In [6]: requests.utils.is_valid_cidr('1.1.1.1 obviously not but yes/24')
Out[6]: True

I reported this issue to requests in requests#5131 which is still open, more than 1.5 years from reporting it.

Summary

There are probably more projects that rely on inet_aton which may introduce security bugs.

I guess that cases like this may be another reason why companies like Google are thinking about implementing their own libc.
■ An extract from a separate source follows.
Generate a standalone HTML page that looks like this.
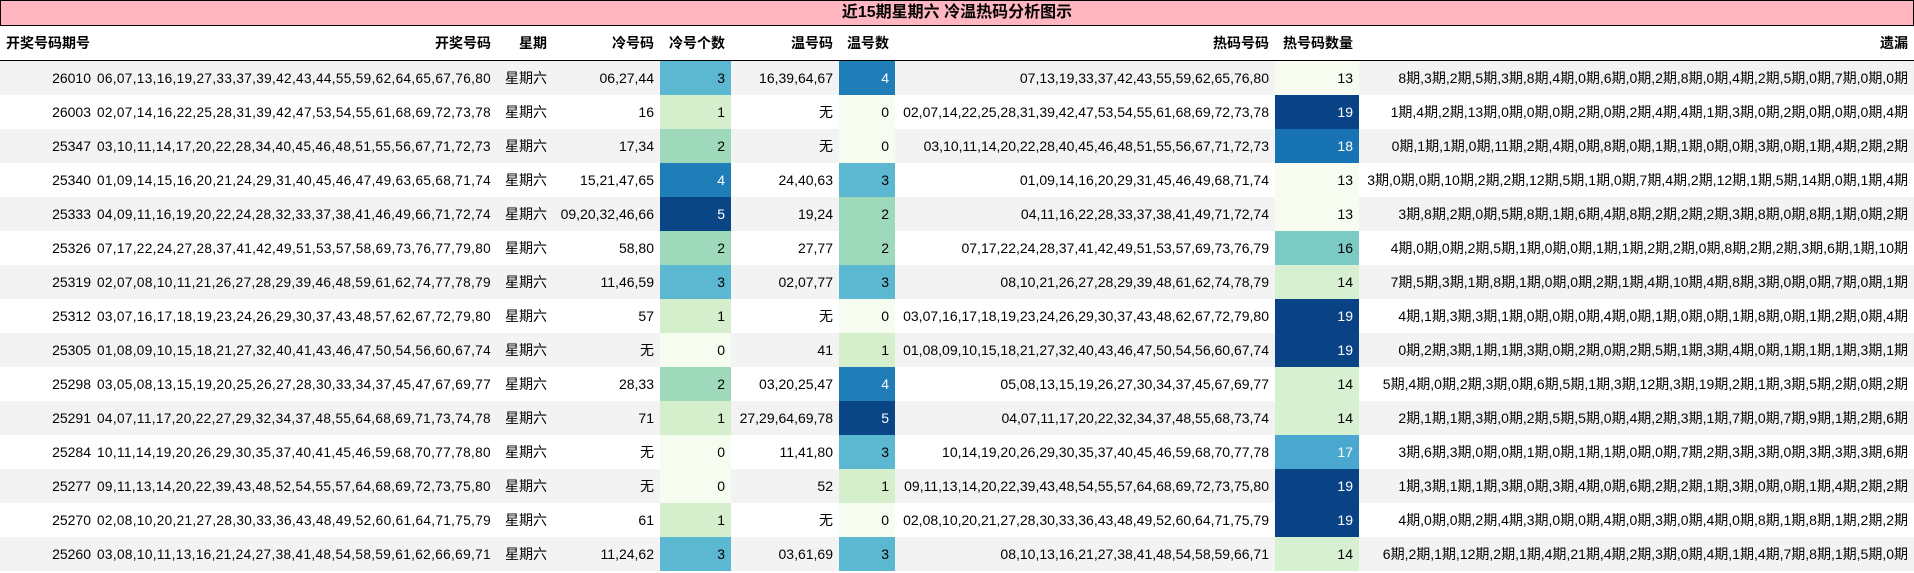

We should never trust libs without checking the implementation and whether they are tested properly, especially if we want to use them to validate untrusted input. Such testing could be done via formally verifying a function. As an example this could be done here by using Trail of Bits DeepState project and adding tests to check if an input containing invalid characters can result in inet_aton returning 1.

Also, thanks to @bl4sty, who showed this inet_aton weird case at his talk at WarCon 2019 conference and to Paul Kehrer, who helped me to report this to Python Security Response Team (PSRT).

NOTE: This post was initially written in 2019, but I finally finished it and hit publish in 2021.